The process again worked flawlessly in my testing, with all the different Drupal site configurations... but in any operation which involves DNS changes, there's always a bit of an unknown. A few customers have reported issues with the length of time it takes for their Drupal site to re-connect after updating the server hostname, but most customers who have made the upgrade have had no issues and are happy to stop managing server IP addresses!

Why not Kubernetes?

A few people who I've discussed architecture with almost immediately suggested using Kubernetes (or possibly some other similarly-featured container orchestration/scheduler layer). There are a couple major reason I have decided to stick with vanilla docker containers and a much more traditional scheduling approach (assign a customer to a particular server):

  1. Legacy requirements: Currently, most clients are still using the IP-based authentication and pointing their sites at the servers directly. Outside of building a complex load balancing/routing layer on top of everything else, this is not that easy to support with Kubernetes, at least not for a side project.
  2. Complexity: I'm working on my first Kubernetes-in-production project right now (but for pay, not for a side hustle), and building, managing, and monitoring a functional Kubernetes environment is still a lot of work. Way too much for something that I manage in my spare time, and expect to maintain 99.9%+ uptime through a decade!

Especially considering many Kubernetes APIs on which I'd be reliant are still in alpha or beta status (though many use them in production), the time's not yet ripe for moving a service like Hosted Apache Solr over to it.

Summary and Future plans

Sometimes, as a developer, working on new 'greenfield' projects can be very rewarding. No technical debt to manage, no existing code, tests, or baggage to deal with. You just pick what you think is the best solution and soldier on!

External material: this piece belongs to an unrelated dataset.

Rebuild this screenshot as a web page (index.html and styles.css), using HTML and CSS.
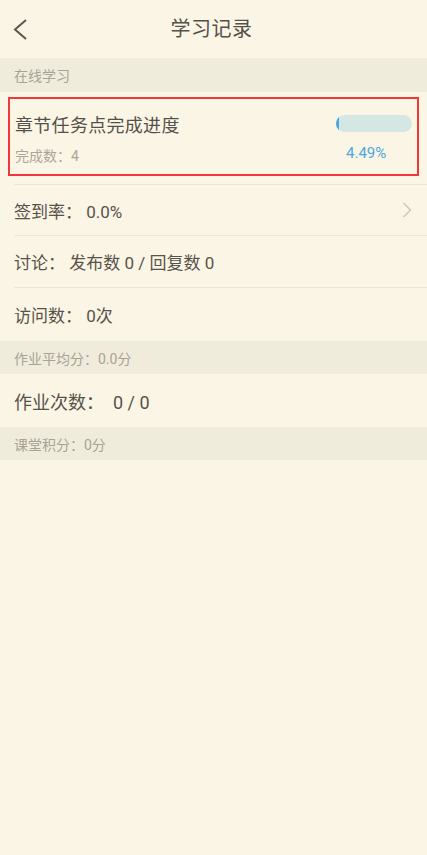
FILE: index.html
```html
<!doctype html>
<html lang="zh-CN">
    <head>
        <meta charset="utf-8" />
        <title>学习记录</title>
        <link rel="stylesheet" href="styles.css">
    </head>
 <body>
    <div class="page">
        <div class="header">
            <svg class="back" width="16" height="24" viewBox="0 0 16 24">
                <polyline points="13,2 2,11.5 13,21" fill="none" stroke="#5a5650" stroke-width="2" />
            </svg>
            <div class="title">学习记录</div>
        </div>

        <div class="section">在线学习</div>

        <div class="task-row">
            <div class="task-box">
                <div class="task-left">
                    <div class="task-name">章节任务点完成进度</div>
                    <div class="task-sub">完成数：4</div>
                </div>
                <div class="task-right">
                    <div class="bar"><div class="bar-fill" style="width:4.49%"></div></div>
                    <div class="percent">4.49%</div>
                </div>
            </div>
        </div>

        <ul class="list">
            <li class="item">
                <span>签到率：&nbsp;0.0%</span>
                <svg class="arrow" width="10" height="16" viewBox="0 0 10 16">
                    <polyline points="1.5,1 8.5,8 1.5,15" fill="none" stroke="#cbc7bc" stroke-width="1.5" />
                </svg>
            </li>
            <li class="item">讨论：&nbsp;发布数 0 / 回复数 0</li>
            <li class="item">访问数：&nbsp;0次</li>
        </ul>

        <div class="section small">作业平均分：0.0分</div>

        <ul class="list plain">
            <li class="item strong">作业次数：&nbsp;&nbsp;0 / 0</li>
        </ul>

        <div class="section small">课堂积分：0分</div>
    </div>
 </body>
</html>
```

FILE: styles.css
```css
*{
    margin:0;
    padding:0;
    box-sizing:border-box;
}
ul,li{
    list-style:none;
}
html,body{
    background:#fbf5e6;
}
body{
    font-family:Roboto,"Noto Sans CJK SC","Noto Sans",sans-serif;
    color:#57524a;
}
.page{
    width:427px;
    min-height:855px;
    background:#fbf5e6;
}
.header{
    position:relative;
    height:58px;
    display:flex;
    align-items:center;
    justify-content:center;
}
.header .back{
    position:absolute;
    left:13px;
    top:18px;
}
.header .title{
    font-size:20px;
    line-height:26px;
    color:#55514a;
    margin-left:-4px;
    letter-spacing:0.5px;
}
.section{
    height:34px;
    display:flex;
    align-items:center;
    padding-left:14px;
    background:#f0ecdc;
    font-size:14px;
    color:#a8a396;
}
.section.small{
    height:33px;
}
.task-row{
    height:92px;
    padding:5px 8px 0 8px;
}
.task-box{
    height:79px;
    border:2px solid #f0373c;
    display:flex;
    justify-content:space-between;
    padding:0 5px 0 5px;
}
.task-left{
    padding-top:15px;
}
.task-name{
    font-size:18px;
    line-height:24px;
    color:#55514a;
    letter-spacing:0.3px;
}
.task-sub{
    margin-top:8px;
    font-size:14px;
    line-height:20px;
    color:#aba699;
}
.task-right{
    width:76px;
    padding-top:16px;
}
.bar{
    height:17px;
    border-radius:9px;
    background:#d5e7e3;
    overflow:hidden;
}
.bar-fill{
    height:100%;
    background:#4aa8e2;
    border-radius:9px 0 0 9px;
}
.percent{
    margin-top:11px;
    margin-left:10px;
    font-size:15px;
    line-height:20px;
    color:#4aa8e2;
}
.list{
    border-top:1px solid #ede6d5;
    margin-left:14px;
}
.list.plain{
    border-top:none;
}
.item{
    height:52px;
    display:flex;
    align-items:center;
    justify-content:space-between;
    padding-right:15px;
    font-size:17px;
    color:#57524a;
    border-bottom:1px solid #ede6d5;
}
.item:first-child{
    height:51px;
}
.list .item:last-child{
    height:53px;
    border-bottom:none;
}
.item.strong{
    height:52px;
    font-size:18px;
}
```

But upgrading projects like Hosted Apache Solr—with ten years of baggage and an architecture foundation in need of a major overhaul—can be just as rewarding. The challenge is different, in terms of taking an existing piece of software and transforming it (versus building something new). The feeling of satisfaction after a successful major upgrade is the same as I get when I launch something new... but in some ways it's even better because an existing audience (the current users) will immediately reap the benefits!

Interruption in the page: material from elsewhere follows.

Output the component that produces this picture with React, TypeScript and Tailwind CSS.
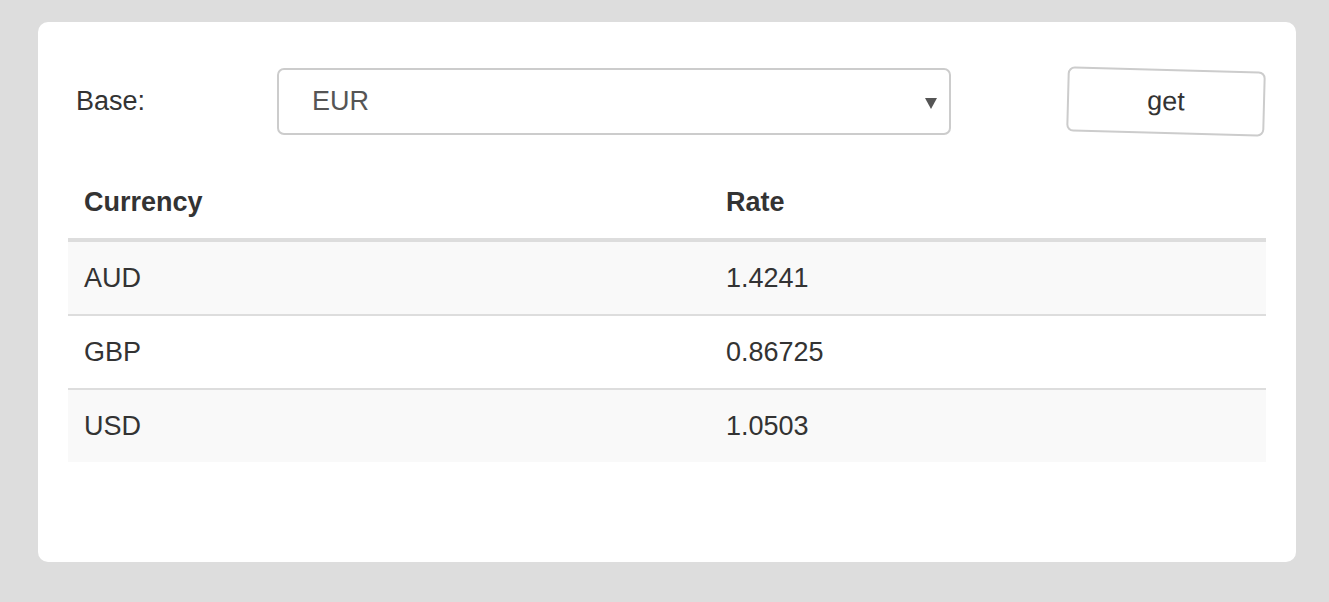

The new Hosted Apache Solr infrastructure architecture has already made automation and maintenance easier, but there are some major client benefits in the works now, too, like allowing clients to choose any Solr version they want, better management of search indexes, better statistics and monitoring, and in the future even the ability to self-manage configuration changes!

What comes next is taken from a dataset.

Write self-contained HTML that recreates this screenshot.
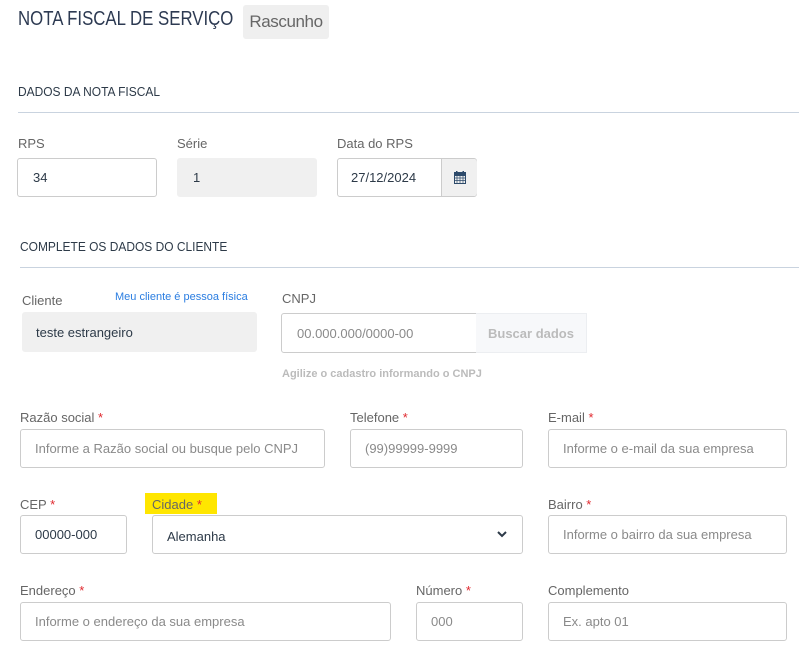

Finally... if you need to supercharge your Drupal site search, consider giving Hosted Apache Solr a try today :)

Comments

I appreciate your thoughts on Ansible and Kubernetes. When we first started working on the architecture for Aegir 5 (host anything, not just Drupal sites!), we needed a replacement for Drush, the back-end tool that traditionally does the heavy lifting. Although we had a working Kubernetes prototype (https://gitlab.com/aegir/hosting_kubernetes), we thought we'd start with Ansible, but keep it pluggable so that we could swap in Kubernetes later. There would have been a lot more overhead with Kubernetes so I'm glad we didn't jump there right away.

The Aegir 5 architecture can be found at https://gitlab.com/aegir/aegir/wikis/architecture. While we don't quite have something to play with just yet (but keep an eye on https://gitlab.com/aegir/aegir and https://www.aegirproject.org/), we're hoping to have something soon.

Fantastic read. Many thanks for documenting your process.